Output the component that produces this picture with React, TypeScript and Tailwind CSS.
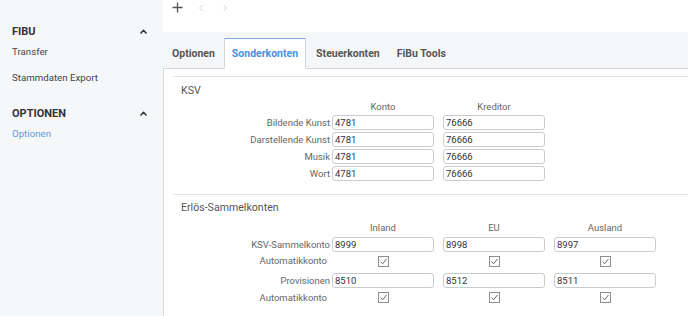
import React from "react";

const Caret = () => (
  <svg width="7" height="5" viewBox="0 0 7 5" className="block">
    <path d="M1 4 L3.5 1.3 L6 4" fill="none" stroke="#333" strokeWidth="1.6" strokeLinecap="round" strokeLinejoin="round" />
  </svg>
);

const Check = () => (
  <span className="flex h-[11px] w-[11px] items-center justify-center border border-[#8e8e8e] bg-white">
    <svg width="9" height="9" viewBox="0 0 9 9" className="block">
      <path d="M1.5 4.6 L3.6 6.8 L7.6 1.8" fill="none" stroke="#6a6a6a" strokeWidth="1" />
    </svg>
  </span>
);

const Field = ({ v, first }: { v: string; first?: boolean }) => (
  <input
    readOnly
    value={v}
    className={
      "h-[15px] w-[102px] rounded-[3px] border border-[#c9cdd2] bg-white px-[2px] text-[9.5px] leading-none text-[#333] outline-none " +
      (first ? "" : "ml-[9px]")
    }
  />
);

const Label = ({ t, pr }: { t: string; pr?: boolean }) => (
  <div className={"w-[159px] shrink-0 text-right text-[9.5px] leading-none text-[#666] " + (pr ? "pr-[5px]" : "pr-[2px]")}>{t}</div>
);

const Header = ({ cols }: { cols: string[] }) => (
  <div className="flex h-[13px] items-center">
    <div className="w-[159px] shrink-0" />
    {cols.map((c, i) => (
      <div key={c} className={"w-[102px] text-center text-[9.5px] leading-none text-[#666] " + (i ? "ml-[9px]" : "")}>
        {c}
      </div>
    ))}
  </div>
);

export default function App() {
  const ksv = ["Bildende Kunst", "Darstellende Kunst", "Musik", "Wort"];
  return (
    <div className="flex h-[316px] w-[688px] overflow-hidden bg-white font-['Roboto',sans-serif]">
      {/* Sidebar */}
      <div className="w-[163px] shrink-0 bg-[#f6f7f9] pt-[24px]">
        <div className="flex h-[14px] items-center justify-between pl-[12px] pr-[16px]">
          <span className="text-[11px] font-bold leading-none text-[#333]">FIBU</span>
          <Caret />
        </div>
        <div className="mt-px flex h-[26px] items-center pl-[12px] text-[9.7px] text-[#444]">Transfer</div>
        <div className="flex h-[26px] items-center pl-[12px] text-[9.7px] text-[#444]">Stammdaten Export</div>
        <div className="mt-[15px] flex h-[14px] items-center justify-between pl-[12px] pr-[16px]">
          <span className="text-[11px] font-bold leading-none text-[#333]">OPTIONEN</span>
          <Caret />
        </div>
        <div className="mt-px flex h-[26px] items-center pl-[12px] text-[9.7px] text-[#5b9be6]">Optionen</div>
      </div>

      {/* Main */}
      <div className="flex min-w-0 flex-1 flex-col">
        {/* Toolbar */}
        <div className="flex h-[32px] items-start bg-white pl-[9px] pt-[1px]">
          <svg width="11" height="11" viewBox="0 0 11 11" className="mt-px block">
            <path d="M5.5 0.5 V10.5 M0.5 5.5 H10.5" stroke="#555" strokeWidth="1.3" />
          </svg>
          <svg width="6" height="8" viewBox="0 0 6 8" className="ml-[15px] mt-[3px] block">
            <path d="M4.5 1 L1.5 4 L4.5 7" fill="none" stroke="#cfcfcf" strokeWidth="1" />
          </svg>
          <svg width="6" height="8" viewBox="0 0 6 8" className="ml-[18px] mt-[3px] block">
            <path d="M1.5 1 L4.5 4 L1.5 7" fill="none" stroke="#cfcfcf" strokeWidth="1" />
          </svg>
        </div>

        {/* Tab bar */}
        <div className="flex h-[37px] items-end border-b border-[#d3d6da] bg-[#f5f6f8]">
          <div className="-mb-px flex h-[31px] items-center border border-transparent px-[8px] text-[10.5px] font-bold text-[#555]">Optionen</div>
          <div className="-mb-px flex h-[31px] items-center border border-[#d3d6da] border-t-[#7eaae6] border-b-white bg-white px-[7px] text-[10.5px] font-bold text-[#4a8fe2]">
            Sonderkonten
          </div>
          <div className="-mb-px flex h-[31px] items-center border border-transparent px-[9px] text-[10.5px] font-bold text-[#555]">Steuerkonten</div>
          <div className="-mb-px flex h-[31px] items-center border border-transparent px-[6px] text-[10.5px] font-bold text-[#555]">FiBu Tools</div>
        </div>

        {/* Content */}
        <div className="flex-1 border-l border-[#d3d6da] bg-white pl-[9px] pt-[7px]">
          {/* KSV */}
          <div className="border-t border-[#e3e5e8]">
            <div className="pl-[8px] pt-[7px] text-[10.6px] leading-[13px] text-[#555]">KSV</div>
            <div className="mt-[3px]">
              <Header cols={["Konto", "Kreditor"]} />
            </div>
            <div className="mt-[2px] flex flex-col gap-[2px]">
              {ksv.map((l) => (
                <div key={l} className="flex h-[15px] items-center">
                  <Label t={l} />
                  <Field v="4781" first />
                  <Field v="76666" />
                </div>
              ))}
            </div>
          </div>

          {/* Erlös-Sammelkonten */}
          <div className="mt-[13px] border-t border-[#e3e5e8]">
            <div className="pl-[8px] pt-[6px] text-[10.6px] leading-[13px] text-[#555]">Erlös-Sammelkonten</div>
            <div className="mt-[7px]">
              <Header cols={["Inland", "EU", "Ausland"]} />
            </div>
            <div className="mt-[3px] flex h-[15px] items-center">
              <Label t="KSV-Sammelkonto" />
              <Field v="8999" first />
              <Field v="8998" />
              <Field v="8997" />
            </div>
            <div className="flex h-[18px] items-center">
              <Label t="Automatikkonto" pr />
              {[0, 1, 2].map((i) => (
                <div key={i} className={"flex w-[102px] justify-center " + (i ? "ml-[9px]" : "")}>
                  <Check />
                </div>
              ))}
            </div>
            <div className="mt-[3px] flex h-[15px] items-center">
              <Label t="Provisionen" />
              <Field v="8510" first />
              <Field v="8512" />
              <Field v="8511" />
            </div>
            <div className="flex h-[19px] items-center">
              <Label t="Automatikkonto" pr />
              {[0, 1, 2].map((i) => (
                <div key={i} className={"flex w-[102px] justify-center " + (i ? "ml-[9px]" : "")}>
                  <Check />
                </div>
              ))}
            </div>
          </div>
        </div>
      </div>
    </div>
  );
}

# # # # #

The task
Without the pictures, write out all of the material exactly.

Response below
Output the component that produces this picture with React, TypeScript and Tailwind CSS.
import React from "react";

const Caret = () => (
  <svg width="7" height="5" viewBox="0 0 7 5" className="block">
    <path d="M1 4 L3.5 1.3 L6 4" fill="none" stroke="#333" strokeWidth="1.6" strokeLinecap="round" strokeLinejoin="round" />
  </svg>
);

const Check = () => (
  <span className="flex h-[11px] w-[11px] items-center justify-center border border-[#8e8e8e] bg-white">
    <svg width="9" height="9" viewBox="0 0 9 9" className="block">
      <path d="M1.5 4.6 L3.6 6.8 L7.6 1.8" fill="none" stroke="#6a6a6a" strokeWidth="1" />
    </svg>
  </span>
);

const Field = ({ v, first }: { v: string; first?: boolean }) => (
  <input
    readOnly
    value={v}
    className={
      "h-[15px] w-[102px] rounded-[3px] border border-[#c9cdd2] bg-white px-[2px] text-[9.5px] leading-none text-[#333] outline-none " +
      (first ? "" : "ml-[9px]")
    }
  />
);

const Label = ({ t, pr }: { t: string; pr?: boolean }) => (
  <div className={"w-[159px] shrink-0 text-right text-[9.5px] leading-none text-[#666] " + (pr ? "pr-[5px]" : "pr-[2px]")}>{t}</div>
);

const Header = ({ cols }: { cols: string[] }) => (
  <div className="flex h-[13px] items-center">
    <div className="w-[159px] shrink-0" />
    {cols.map((c, i) => (
      <div key={c} className={"w-[102px] text-center text-[9.5px] leading-none text-[#666] " + (i ? "ml-[9px]" : "")}>
        {c}
      </div>
    ))}
  </div>
);

export default function App() {
  const ksv = ["Bildende Kunst", "Darstellende Kunst", "Musik", "Wort"];
  return (
    <div className="flex h-[316px] w-[688px] overflow-hidden bg-white font-['Roboto',sans-serif]">
      {/* Sidebar */}
      <div className="w-[163px] shrink-0 bg-[#f6f7f9] pt-[24px]">
        <div className="flex h-[14px] items-center justify-between pl-[12px] pr-[16px]">
          <span className="text-[11px] font-bold leading-none text-[#333]">FIBU</span>
          <Caret />
        </div>
        <div className="mt-px flex h-[26px] items-center pl-[12px] text-[9.7px] text-[#444]">Transfer</div>
        <div className="flex h-[26px] items-center pl-[12px] text-[9.7px] text-[#444]">Stammdaten Export</div>
        <div className="mt-[15px] flex h-[14px] items-center justify-between pl-[12px] pr-[16px]">
          <span className="text-[11px] font-bold leading-none text-[#333]">OPTIONEN</span>
          <Caret />
        </div>
        <div className="mt-px flex h-[26px] items-center pl-[12px] text-[9.7px] text-[#5b9be6]">Optionen</div>
      </div>

      {/* Main */}
      <div className="flex min-w-0 flex-1 flex-col">
        {/* Toolbar */}
        <div className="flex h-[32px] items-start bg-white pl-[9px] pt-[1px]">
          <svg width="11" height="11" viewBox="0 0 11 11" className="mt-px block">
            <path d="M5.5 0.5 V10.5 M0.5 5.5 H10.5" stroke="#555" strokeWidth="1.3" />
          </svg>
          <svg width="6" height="8" viewBox="0 0 6 8" className="ml-[15px] mt-[3px] block">
            <path d="M4.5 1 L1.5 4 L4.5 7" fill="none" stroke="#cfcfcf" strokeWidth="1" />
          </svg>
          <svg width="6" height="8" viewBox="0 0 6 8" className="ml-[18px] mt-[3px] block">
            <path d="M1.5 1 L4.5 4 L1.5 7" fill="none" stroke="#cfcfcf" strokeWidth="1" />
          </svg>
        </div>

        {/* Tab bar */}
        <div className="flex h-[37px] items-end border-b border-[#d3d6da] bg-[#f5f6f8]">
          <div className="-mb-px flex h-[31px] items-center border border-transparent px-[8px] text-[10.5px] font-bold text-[#555]">Optionen</div>
          <div className="-mb-px flex h-[31px] items-center border border-[#d3d6da] border-t-[#7eaae6] border-b-white bg-white px-[7px] text-[10.5px] font-bold text-[#4a8fe2]">
            Sonderkonten
          </div>
          <div className="-mb-px flex h-[31px] items-center border border-transparent px-[9px] text-[10.5px] font-bold text-[#555]">Steuerkonten</div>
          <div className="-mb-px flex h-[31px] items-center border border-transparent px-[6px] text-[10.5px] font-bold text-[#555]">FiBu Tools</div>
        </div>

        {/* Content */}
        <div className="flex-1 border-l border-[#d3d6da] bg-white pl-[9px] pt-[7px]">
          {/* KSV */}
          <div className="border-t border-[#e3e5e8]">
            <div className="pl-[8px] pt-[7px] text-[10.6px] leading-[13px] text-[#555]">KSV</div>
            <div className="mt-[3px]">
              <Header cols={["Konto", "Kreditor"]} />
            </div>
            <div className="mt-[2px] flex flex-col gap-[2px]">
              {ksv.map((l) => (
                <div key={l} className="flex h-[15px] items-center">
                  <Label t={l} />
                  <Field v="4781" first />
                  <Field v="76666" />
                </div>
              ))}
            </div>
          </div>

          {/* Erlös-Sammelkonten */}
          <div className="mt-[13px] border-t border-[#e3e5e8]">
            <div className="pl-[8px] pt-[6px] text-[10.6px] leading-[13px] text-[#555]">Erlös-Sammelkonten</div>
            <div className="mt-[7px]">
              <Header cols={["Inland", "EU", "Ausland"]} />
            </div>
            <div className="mt-[3px] flex h-[15px] items-center">
              <Label t="KSV-Sammelkonto" />
              <Field v="8999" first />
              <Field v="8998" />
              <Field v="8997" />
            </div>
            <div className="flex h-[18px] items-center">
              <Label t="Automatikkonto" pr />
              {[0, 1, 2].map((i) => (
                <div key={i} className={"flex w-[102px] justify-center " + (i ? "ml-[9px]" : "")}>
                  <Check />
                </div>
              ))}
            </div>
            <div className="mt-[3px] flex h-[15px] items-center">
              <Label t="Provisionen" />
              <Field v="8510" first />
              <Field v="8512" />
              <Field v="8511" />
            </div>
            <div className="flex h-[19px] items-center">
              <Label t="Automatikkonto" pr />
              {[0, 1, 2].map((i) => (
                <div key={i} className={"flex w-[102px] justify-center " + (i ? "ml-[9px]" : "")}>
                  <Check />
                </div>
              ))}
            </div>
          </div>
        </div>
      </div>
    </div>
  );
}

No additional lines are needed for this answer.